■ Material for this exercise ■
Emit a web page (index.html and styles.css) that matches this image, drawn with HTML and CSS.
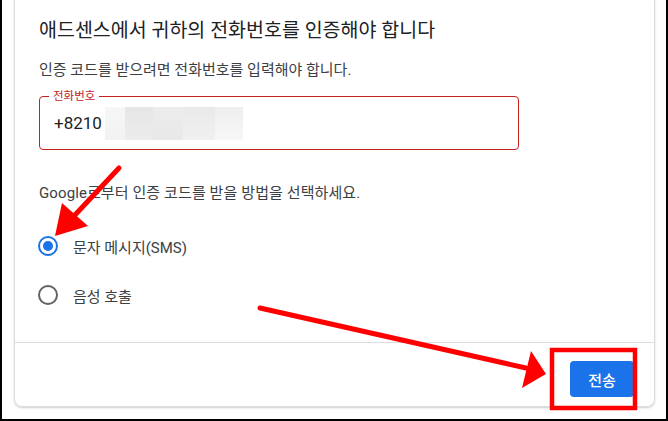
FILE: index.html
```html
<!DOCTYPE html>
<html lang="ko">
<head>
    <meta charset="UTF-8">
    <meta name="viewport" content="width=device-width, initial-scale=1.0">
    <title>전화번호 인증</title>
<link rel="stylesheet" href="styles.css">
</head>
<body>

<div class="frame">
    <div class="card">
        <div class="content">
            <div class="title">애드센스에서 귀하의 전화번호를 인증해야 합니다</div>
            <div class="sub">인증 코드를 받으려면 전화번호를 입력해야 합니다.</div>

            <div class="field">
                <span class="field-label">전화번호</span>
                <span class="field-value">+8210</span>
                <span class="blur">
                    <i class="b1"></i><i class="b2"></i><i class="b3"></i><i class="b4"></i><i class="b5"></i>
                </span>
            </div>

            <div class="sub choose">Google로부터 인증 코드를 받을 방법을 선택하세요.</div>

            <label class="radio checked"><span class="dot"></span>문자 메시지(SMS)</label>
            <label class="radio"><span class="dot"></span>음성 호출</label>
        </div>
        <div class="footer">
            <button class="send">전송</button>
        </div>
    </div>

    <!-- annotations drawn on top of the screenshot -->
    <svg class="marks" width="668" height="421" viewBox="0 0 668 421">
        <line x1="119" y1="168" x2="74" y2="216" stroke="#f00" stroke-width="5" stroke-linecap="round"/>
        <polygon points="55,236 62,203 88,226" fill="#f00"/>
        <line x1="260" y1="308" x2="526" y2="368" stroke="#f00" stroke-width="5" stroke-linecap="round"/>
        <polygon points="546,374 531,351 522,388" fill="#f00"/>
        <rect x="552" y="350" width="83" height="58" fill="none" stroke="#f00" stroke-width="4.5"/>
    </svg>
</div>

</body>
</html>
```

FILE: styles.css
```css
body {
    margin: 0;
    background: #fff;
    font-family: Roboto, "Noto Sans CJK KR", sans-serif;
}

.frame {
    position: relative;
    width: 668px;
    height: 421px;
    box-sizing: border-box;
    border: 2px solid #000;
    border-top: none;
    padding-left: 12px;
}

.card {
    width: 641px;
    height: 407px;
    box-sizing: border-box;
    border: 1px solid #dadce0;
    border-top: none;
    border-radius: 0 0 8px 8px;
    box-shadow: 0 1px 2px rgba(60, 64, 67, 0.25);
    display: flex;
    flex-direction: column;
}

.content {
    flex: 1;
    padding: 18px 0 0 24px;
    border-bottom: 1px solid #dadce0;
}

.title {
    font-size: 19.5px;
    line-height: 26px;
    color: #202124;
}

.sub {
    margin-top: 16px;
    font-size: 15px;
    line-height: 20px;
    color: #3c4043;
}

.field {
    position: relative;
    margin-top: 16px;
    width: 480px;
    height: 54px;
    box-sizing: border-box;
    border: 1px solid #c5221f;
    border-radius: 4px;
    display: flex;
    align-items: center;
    padding-left: 14px;
}

.field-label {
    position: absolute;
    top: -8px;
    left: 9px;
    padding: 0 4px;
    background: #fff;
    font-size: 11.5px;
    line-height: 14px;
    color: #c5221f;
}

.field-value {
    font-size: 17px;
    color: #202124;
}

.blur {
    display: flex;
    height: 33px;
    margin-left: 3px;
}

.blur i {
    display: block;
    width: 28px;
    height: 100%;
}

.blur .b1 { background: linear-gradient(#f6f6f6, #f2f2f2); width: 20px; }
.blur .b2 { background: linear-gradient(#e6e6e6, #ececec); }
.blur .b3 { background: linear-gradient(#ececec, #e8e8e8); width: 30px; }
.blur .b4 { background: linear-gradient(#e9e9e9, #f0f0f0); width: 32px; }
.blur .b5 { background: linear-gradient(#eeeeee, #f7f7f7); }

.choose {
    margin-top: 33px;
    letter-spacing: 0.1px;
}

.radio {
    display: flex;
    align-items: center;
    font-size: 15px;
    color: #3c4043;
    height: 20px;
    margin-top: 33px;
}

.radio + .radio {
    margin-top: 29px;
}

.dot {
    width: 20px;
    height: 20px;
    box-sizing: border-box;
    border: 2px solid #5f6368;
    border-radius: 50%;
    margin: 0 15px 0 -1px;
    position: relative;
}

.checked .dot {
    border-color: #1a73e8;
}

.checked .dot::after {
    content: "";
    position: absolute;
    left: 3px;
    top: 3px;
    width: 10px;
    height: 10px;
    border-radius: 50%;
    background: #1a73e8;
}

.footer {
    height: 63px;
    display: flex;
    justify-content: flex-end;
    align-items: flex-start;
    padding: 18px 20px 0 0;
    box-sizing: border-box;
}

.send {
    width: 64px;
    height: 36px;
    border: none;
    border-radius: 4px;
    background: #1a73e8;
    color: #fff;
    font-family: Roboto, "Noto Sans CJK KR", sans-serif;
    font-size: 15px;
    font-weight: 500;
}

.marks {
    position: absolute;
    left: -2px;
    top: 0;
    pointer-events: none;
}
```
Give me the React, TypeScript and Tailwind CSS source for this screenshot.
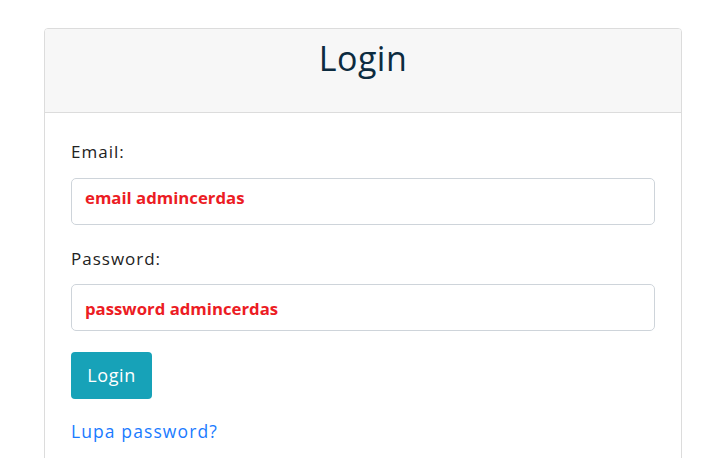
export default function App() {
  const f = { fontFamily: '"Open Sans", "Lato", sans-serif' };
  const red = { fontFamily: '"Open Sans", "Liberation Sans", sans-serif' };
  return (
    <div className="min-h-[458px] w-[725px] bg-white pt-[28px] pl-[44px]" style={f}>
      <div className="w-[638px] h-[440px] border border-[#dcdcdc] rounded-[4px] overflow-hidden">
        <div className="h-[84px] bg-[#f7f7f7] border-b border-[#dcdcdc] flex justify-center pt-[5px]">
          <h1 className="text-[34px] leading-[48px] text-[#0c2b3f] tracking-[0.5px]">Login</h1>
        </div>
        <div className="px-[26px] pt-[27px] tracking-[1px]">
          <div className="text-[17px] leading-[24px] text-[#222]">Email:</div>
          <div className="mt-[14px] h-[47px] border border-[#ced4da] rounded-[5px] pl-[13px] pt-[6px] tracking-normal">
            <span className="text-[16.75px] font-bold text-[#ec1c24]" style={red}>email admincerdas</span>
          </div>
          <div className="mt-[22px] text-[17px] leading-[24px] text-[#222]">Password:</div>
          <div className="mt-[13px] h-[47px] border border-[#ced4da] rounded-[5px] pl-[13px] pt-[11px] tracking-normal">
            <span className="text-[16.75px] font-bold text-[#ec1c24]" style={red}>password admincerdas</span>
          </div>
          <button className="mt-[21px] w-[81px] h-[47px] bg-[#17a2b8] rounded-[4px] text-white text-[18px] flex items-center justify-center tracking-[0.6px]">
            Login
          </button>
          <div className="mt-[20px] text-[17.5px] leading-[24px] text-[#1a7bff] tracking-[1.1px]">Lupa password?</div>
        </div>
      </div>
    </div>
  );
}
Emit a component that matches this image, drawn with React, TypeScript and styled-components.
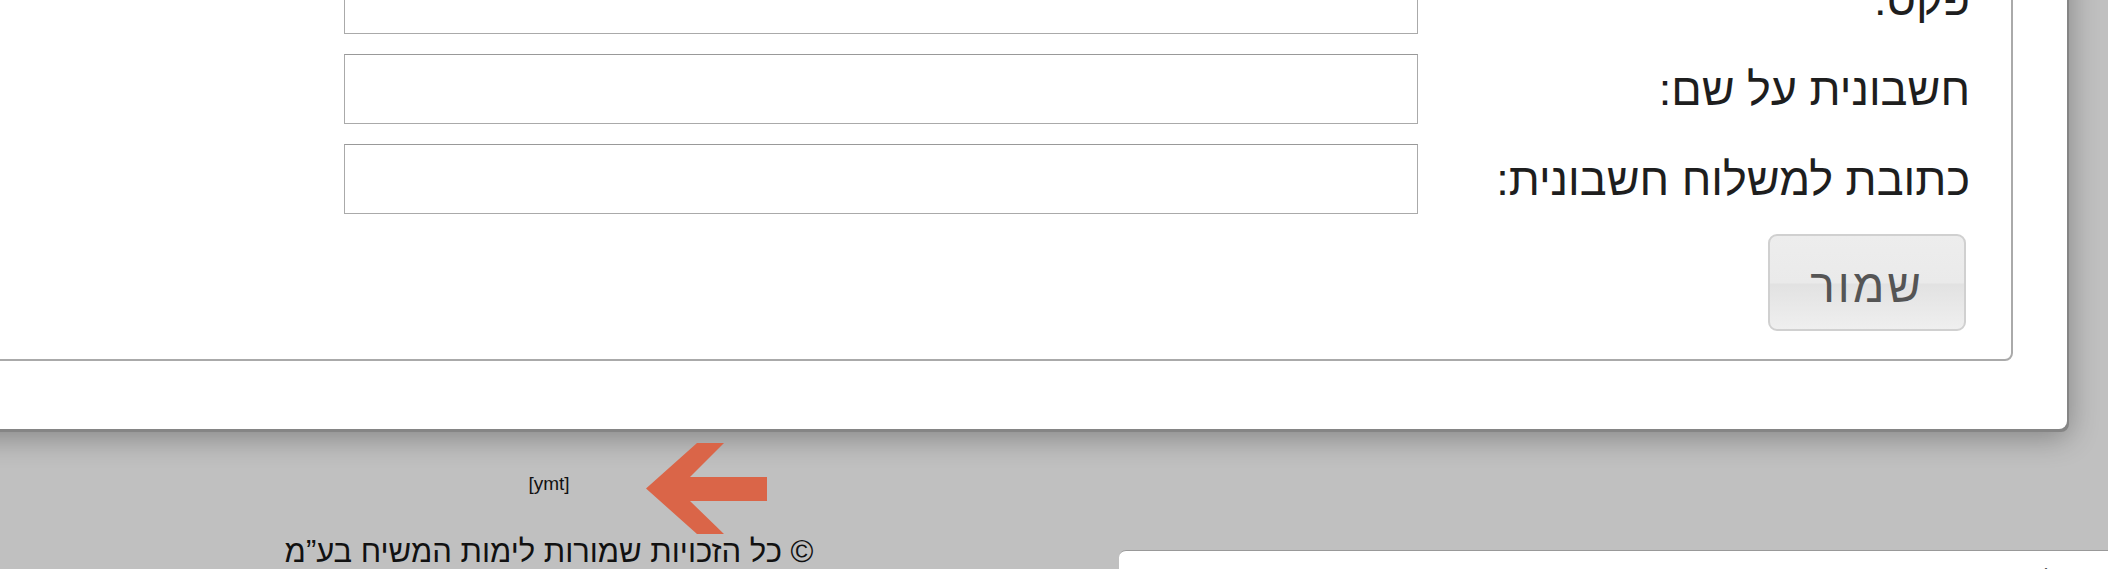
import styled, { createGlobalStyle } from 'styled-components';

const GlobalStyle = createGlobalStyle`
  html, body {
    margin: 0;
    padding: 0;
    overflow: hidden;
    background: #c0c0c0;
  }
  body {
    font-family: "Liberation Sans", Arial, sans-serif;
  }
`;

// the page is shown scrolled part-way down the form
const Page = styled.div`
  margin-top: -168px;
`;

const Stage = styled.div`
  display: flex;
  justify-content: flex-end;
  padding-right: 41px;
`;

const Card = styled.div`
  flex-shrink: 0;
  width: 2400px;
  box-sizing: border-box;
  background: #fff;
  border-radius: 8px;
  padding: 20px 54px 68px 0;
  box-shadow: 2px 3px 0 #858585, 2px 8px 30px rgba(0, 0, 0, 0.32);
  direction: rtl;
`;

const Panel = styled.div`
  border: 2px solid #aaa;
  border-radius: 8px;
  padding: 20px 41px 28px 0;
`;

const Row = styled.div`
  display: flex;
  align-items: center;
  margin-bottom: 20px;
`;

const Label = styled.label`
  width: 552px;
  flex-shrink: 0;
  font-size: 45px;
  color: #1e1e1e;
  padding-top: 2px;
  white-space: nowrap;
`;

const Field = styled.input`
  width: 1074px;
  height: 70px;
  box-sizing: border-box;
  border: 1px solid #aaa;
  border-top-color: #999;
  background: #fff;
  font-size: 24px;
  padding: 0 10px;
`;

const SaveButton = styled.button`
  width: 198px;
  height: 97px;
  margin-right: 4px;
  border: 2px solid #d0d0d0;
  border-radius: 9px;
  background: linear-gradient(#ededed 0%, #eaeaea 50%, #e2e2e2 52%, #efefef 100%);
  color: #555;
  font-family: "Liberation Sans", Arial, sans-serif;
  font-size: 46px;
  letter-spacing: 3px;
  padding: 6px 0 0;
  cursor: pointer;
`;

const Footer = styled.div`
  display: flex;
  align-items: flex-start;
`;

const FooterMain = styled.div`
  width: 1098px;
  flex-shrink: 0;
  padding-top: 14px;
`;

const CreditRow = styled.div`
  display: grid;
  grid-template-columns: 1fr auto 1fr;
  align-items: start;
`;

const Credit = styled.span`
  grid-column: 2;
  margin-top: 30px;
  font-size: 19px;
  color: #111;
`;

const Pointer = styled.svg`
  grid-column: 3;
  margin-left: 76px;
  display: block;
`;

const Copyright = styled.div`
  direction: rtl;
  text-align: center;
  font-size: 31px;
  color: #111;
  margin-top: -1px;
  white-space: nowrap;
`;

const SideBox = styled.div`
  flex-shrink: 0;
  width: 1100px;
  margin: 121px 0 0 21px;
  background: #fff;
  border-top: 1px solid #999;
  border-radius: 7px 7px 0 0;
  direction: rtl;
  padding: 15px 163px 0 0;
  box-sizing: border-box;
  height: 80px;
`;

const SideTitle = styled.div`
  font-size: 22px;
  color: #222;
`;

const rows = ['טלפון:', 'פקס:', 'חשבונית על שם:', 'כתובת למשלוח חשבונית:'];

export default function App() {
  return (
    <>
      <GlobalStyle />
      <Page>
        <Stage>
          <Card>
            <Panel>
              {rows.map((r) => (
                <Row key={r}>
                  <Label>{r}</Label>
                  <Field type="text" />
                </Row>
              ))}
              <SaveButton>שמור</SaveButton>
            </Panel>
          </Card>
        </Stage>
        <Footer>
          <FooterMain>
            <CreditRow>
              <Credit>[ymt]</Credit>
              <Pointer width="121" height="92" viewBox="0 0 121 92">
                <polygon
                  points="0,45.5 51,0 78,0 44,34 121,34 121,58 44,58 78,91 51,91"
                  fill="#da6548"
                />
              </Pointer>
            </CreditRow>
            <Copyright>© כל הזכויות שמורות לימות המשיח בע”מ</Copyright>
          </FooterMain>
          <SideBox>
            <SideTitle>לוח אירועים</SideTitle>
          </SideBox>
        </Footer>
      </Page>
    </>
  );
}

■ Problem description ■
Report how many lines in the listing include the word "that". Give nothing but the count.

■ Result ■
2